Intelligent indexing of multimedia presentations is another area where content-based analysis can play a major role. The existing video compression and transmission standards have made it possible for presentations to be transmitted to remote sites. These presentations can be stored for on-demand replay. Different media components of the presentation can be processed to characterize and index it. Such a processing could include the analysis of the motion and gestures of the speaker, slide transition detection, extraction of textual information by performing OCR on the slides, speech recognition, speaker identification and discrimination, and audio event detection. The information extracted by this processing generates very powerful indexing capabilities that would enable selective and content-based retrieval of different segments of a presentation. An archive of presentations may be searched to find information about a topic of interest.

Multimedia collaborative systems can also benefit from effective multimedia understanding and indexing techniques. Communication networks give people the ability to work together despite geographic distance. The multimedia collaborative sessions involve real-time exchange of visual, textual, and auditory information. The information that is retained is often limited to the end result of the collaboration and does not include the steps that were taken, or discussions that took place. Archiving systems can be set up for storing all the information together with relevant synchronization information. Content-based analysis and indexing of these archives based on multiple information streams enables the retrieval of segments of the collaborative process. Such a process gives the users of the system the ability to not only have access to the end result, but also to the process that led to those results. When the communication links used for the collaborative session are established by a conferencing bridge, the information that is readily available at the bridge can be utilized in the indexing process, thereby reducing the processing that is required to identify the source of each stream.

Content analysis is also an effective tool for monitoring and surveillance applications. Reliable detection of certain events is instrumental in the automation of monitoring systems. At the lowest level, simple motion detection can be an effective way of detecting activities in an area. Higher level processing of the speed and patterns of motion can help detect unwanted activities in the presence of normal ones.

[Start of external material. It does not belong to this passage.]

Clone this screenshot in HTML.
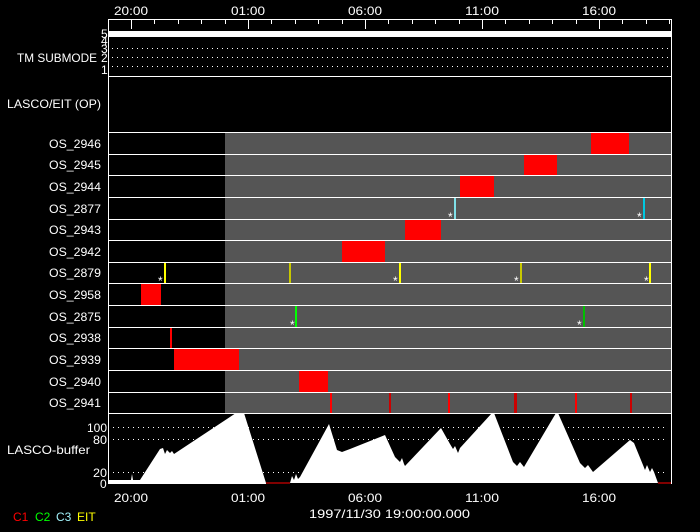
<!DOCTYPE html>
<html><head><meta charset="utf-8"><style>
html,body{margin:0;padding:0;background:#000;width:700px;height:532px;overflow:hidden}
svg{display:block}
text{font-family:"Liberation Sans",sans-serif;font-size:12px;fill:#fff}
</style></head><body>
<svg width="700" height="532" viewBox="0 0 700 532" xmlns="http://www.w3.org/2000/svg">
<rect width="700" height="532" fill="#000"/>
<!-- top axis labels -->
<g>
<text x="114" y="15" textLength="34" lengthAdjust="spacingAndGlyphs">20:00</text>
<text x="231" y="15" textLength="34" lengthAdjust="spacingAndGlyphs">01:00</text>
<text x="348" y="15" textLength="34" lengthAdjust="spacingAndGlyphs">06:00</text>
<text x="465" y="15" textLength="34" lengthAdjust="spacingAndGlyphs">11:00</text>
<text x="582" y="15" textLength="34" lengthAdjust="spacingAndGlyphs">16:00</text>
</g>
<!-- frame -->
<line x1="108" y1="19.5" x2="671" y2="19.5" stroke="#fff"/>
<g stroke="#fff">
<line x1="131.5" y1="19" x2="131.5" y2="29"/><line x1="248.5" y1="19" x2="248.5" y2="29"/><line x1="365.5" y1="19" x2="365.5" y2="29"/><line x1="482.5" y1="19" x2="482.5" y2="29"/><line x1="599.5" y1="19" x2="599.5" y2="29"/>
<line x1="154.5" y1="19" x2="154.5" y2="24"/><line x1="178.5" y1="19" x2="178.5" y2="24"/><line x1="201.5" y1="19" x2="201.5" y2="24"/><line x1="225.5" y1="19" x2="225.5" y2="24"/>
<line x1="271.5" y1="19" x2="271.5" y2="24"/><line x1="295.5" y1="19" x2="295.5" y2="24"/><line x1="318.5" y1="19" x2="318.5" y2="24"/><line x1="342.5" y1="19" x2="342.5" y2="24"/>
<line x1="388.5" y1="19" x2="388.5" y2="24"/><line x1="412.5" y1="19" x2="412.5" y2="24"/><line x1="435.5" y1="19" x2="435.5" y2="24"/><line x1="459.5" y1="19" x2="459.5" y2="24"/>
<line x1="505.5" y1="19" x2="505.5" y2="24"/><line x1="529.5" y1="19" x2="529.5" y2="24"/><line x1="552.5" y1="19" x2="552.5" y2="24"/><line x1="576.5" y1="19" x2="576.5" y2="24"/>
<line x1="622.5" y1="19" x2="622.5" y2="24"/><line x1="646.5" y1="19" x2="646.5" y2="24"/><line x1="669.5" y1="19" x2="669.5" y2="24"/>
</g>
<!-- TM submode -->
<rect x="109" y="31" width="562" height="6" fill="#fff"/>
<g stroke="#fff" stroke-dasharray="1 4">
<line x1="112" y1="48.5" x2="671" y2="48.5"/><line x1="112" y1="57.5" x2="671" y2="57.5"/><line x1="112" y1="66.5" x2="671" y2="66.5"/>
</g>
<g style="font-size:9px">
<text x="101" y="38">5</text><text x="101" y="45">4</text><text x="101" y="53">3</text><text x="101" y="62">2</text><text x="101" y="74">1</text>
</g>
<text x="17" y="62" textLength="80" lengthAdjust="spacingAndGlyphs">TM SUBMODE</text>
<text x="7" y="108" textLength="94" lengthAdjust="spacingAndGlyphs">LASCO/EIT (OP)</text>
<line x1="108" y1="76.5" x2="671" y2="76.5" stroke="#fff"/>
<!-- rows gray -->
<rect x="225" y="132" width="446" height="281" fill="#555"/>
<rect x="174" y="348" width="65" height="22" fill="#f00"/>
<!-- red boxes -->
<g fill="#f00">
<rect x="591" y="132" width="38" height="22"/>
<rect x="524" y="154" width="33" height="21"/>
<rect x="460" y="175" width="34" height="22"/>
<rect x="405" y="219" width="36" height="21"/>
<rect x="342" y="240" width="43" height="22"/>
<rect x="141" y="283" width="20" height="22"/>
<rect x="299" y="370" width="29" height="22"/>
<rect x="170" y="327" width="2" height="21"/>
<rect x="330" y="392" width="2" height="21"/><rect x="389" y="392" width="2" height="21" fill="#c00"/><rect x="448" y="392" width="2" height="21"/><rect x="514" y="392" width="3" height="21" fill="#c00"/><rect x="575" y="392" width="2" height="21"/><rect x="630" y="392" width="2" height="21" fill="#c00"/>
</g>
<!-- cyan -->
<rect x="454" y="197" width="2" height="22" fill="#80e0e8"/>
<rect x="643" y="197" width="2" height="22" fill="#00c8e0"/>
<!-- yellow -->
<rect x="164" y="262" width="2" height="21" fill="#ff0"/>
<rect x="289" y="262" width="2" height="21" fill="#c8c800"/>
<rect x="399" y="262" width="2" height="21" fill="#ff0"/>
<rect x="520" y="262" width="2" height="21" fill="#c8c800"/>
<rect x="649" y="262" width="2" height="21" fill="#ff0"/>
<!-- green -->
<rect x="295" y="305" width="2" height="22" fill="#0f0"/>
<rect x="583" y="305" width="2" height="22" fill="#00c000"/>
<!-- asterisks -->
<g style="font-size:8px">
<text x="448" y="221">*</text><text x="637" y="221">*</text>
<text x="158" y="285">*</text><text x="393" y="285">*</text><text x="514" y="285">*</text><text x="644" y="285">*</text>
<text x="290" y="329">*</text><text x="577" y="329">*</text>
</g>
<!-- row separators -->
<g stroke="#fff">
<line x1="108" y1="132.5" x2="671" y2="132.5"/><line x1="108" y1="154.5" x2="671" y2="154.5"/><line x1="108" y1="175.5" x2="671" y2="175.5"/><line x1="108" y1="197.5" x2="671" y2="197.5"/><line x1="108" y1="219.5" x2="671" y2="219.5"/><line x1="108" y1="240.5" x2="671" y2="240.5"/><line x1="108" y1="262.5" x2="671" y2="262.5"/><line x1="108" y1="283.5" x2="671" y2="283.5"/><line x1="108" y1="305.5" x2="671" y2="305.5"/><line x1="108" y1="327.5" x2="671" y2="327.5"/><line x1="108" y1="348.5" x2="671" y2="348.5"/><line x1="108" y1="370.5" x2="671" y2="370.5"/><line x1="108" y1="392.5" x2="671" y2="392.5"/><line x1="108" y1="413.5" x2="671" y2="413.5"/>
</g>
<!-- row labels -->
<g>
<text x="49" y="148" textLength="52" lengthAdjust="spacingAndGlyphs">OS_2946</text>
<text x="49" y="169" textLength="52" lengthAdjust="spacingAndGlyphs">OS_2945</text>
<text x="49" y="191" textLength="52" lengthAdjust="spacingAndGlyphs">OS_2944</text>
<text x="49" y="213" textLength="52" lengthAdjust="spacingAndGlyphs">OS_2877</text>
<text x="49" y="234" textLength="52" lengthAdjust="spacingAndGlyphs">OS_2943</text>
<text x="49" y="256" textLength="52" lengthAdjust="spacingAndGlyphs">OS_2942</text>
<text x="49" y="277" textLength="52" lengthAdjust="spacingAndGlyphs">OS_2879</text>
<text x="49" y="299" textLength="52" lengthAdjust="spacingAndGlyphs">OS_2958</text>
<text x="49" y="321" textLength="52" lengthAdjust="spacingAndGlyphs">OS_2875</text>
<text x="49" y="342" textLength="52" lengthAdjust="spacingAndGlyphs">OS_2938</text>
<text x="49" y="364" textLength="52" lengthAdjust="spacingAndGlyphs">OS_2939</text>
<text x="49" y="386" textLength="52" lengthAdjust="spacingAndGlyphs">OS_2940</text>
<text x="49" y="407" textLength="52" lengthAdjust="spacingAndGlyphs">OS_2941</text>
</g>
<!-- buffer panel -->
<g stroke="#fff" stroke-dasharray="1 4">
<line x1="113" y1="427.5" x2="668" y2="427.5"/><line x1="113" y1="439.5" x2="668" y2="439.5"/><line x1="113" y1="472.5" x2="668" y2="472.5"/>
</g>
<polygon fill="#fff" points="109,483 109,480 131,480 132,474 133,480 140,480 160,449 163,448 165,454 167,450 170,453 172,451 174,454 236,413 244,413 266,483 290,483 292,476 294,480 296,474 298,479 300,477 329,424 337,450 342,452 350,449 385,435 395,457 400,462 402,458 404,464 405,466 441,428 450,444 453,449 455,446 458,453 460,448 492,413 494,413 513,462 517,466 520,462 524,467 556,413 558,413 580,463 585,468 588,465 593,472 630,440 634,443 643,465 645,470 647,465 650,472 652,468 654,472 658,483"/>
<line x1="266" y1="483" x2="290" y2="483" stroke="#f00"/>
<line x1="658" y1="483" x2="671" y2="483" stroke="#f00"/>
<line x1="108.5" y1="19" x2="108.5" y2="484" stroke="#fff"/>
<line x1="671.5" y1="19" x2="671.5" y2="484" stroke="#fff"/>
<line x1="108" y1="483.5" x2="266" y2="483.5" stroke="#fff"/>
<g>
<text x="87" y="432" textLength="20" lengthAdjust="spacingAndGlyphs">100</text>
<text x="93" y="444" textLength="14" lengthAdjust="spacingAndGlyphs">80</text>
<text x="93" y="477" textLength="14" lengthAdjust="spacingAndGlyphs">20</text>
<text x="100" y="488">0</text>
<text x="7" y="454" textLength="83" lengthAdjust="spacingAndGlyphs">LASCO-buffer</text>
</g>
<g>
<text x="114" y="502" textLength="34" lengthAdjust="spacingAndGlyphs">20:00</text>
<text x="231" y="502" textLength="34" lengthAdjust="spacingAndGlyphs">01:00</text>
<text x="348" y="502" textLength="34" lengthAdjust="spacingAndGlyphs">06:00</text>
<text x="465" y="502" textLength="34" lengthAdjust="spacingAndGlyphs">11:00</text>
<text x="582" y="502" textLength="34" lengthAdjust="spacingAndGlyphs">16:00</text>
<text x="309" y="518" textLength="161" lengthAdjust="spacingAndGlyphs">1997/11/30 19:00:00.000</text>
</g>
<g style="font-size:9px">
<text x="13" y="521" fill="#f00" style="fill:#f00">C1</text>
<text x="35" y="521" style="fill:#0f0">C2</text>
<text x="56" y="521" style="fill:#a0f0f8">C3</text>
<text x="77" y="521" style="fill:#ff0">EIT</text>
</g>
</svg>
</body></html>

In conclusion, we emphasize significance of automated content analysis in dealing with the explosion of information that has been brought about by the Internet. The realization of this fact has resulted in major activities, in several fronts, to provide solutions to this problem. The current activities of MPEG-7 are one example of such efforts aimed at creating a multimedia content description interface. The target of this effort is to standardize the description of different multimedia content. The definition of a set of content descriptors that meet the needs of a wide range of applications is a challenge not to be taken lightly. The major challenge, however, is in the creation of media analysis techniques that would enable the extraction of such features. More attention needs to be paid to the computational aspects of these algorithms since high computational requirements tend to limit the applicability of robust algorithms. The difficulties in the machine understanding of multimedia content leads to inaccuracies in the search results and creates a need for effective information browsing capabilities. Given these inadequacies, multi-modal user interfaces need to be created that combine the speed and capabilities of machines with the strong perceptual abilities of humans in a closed loop to locate relevant information.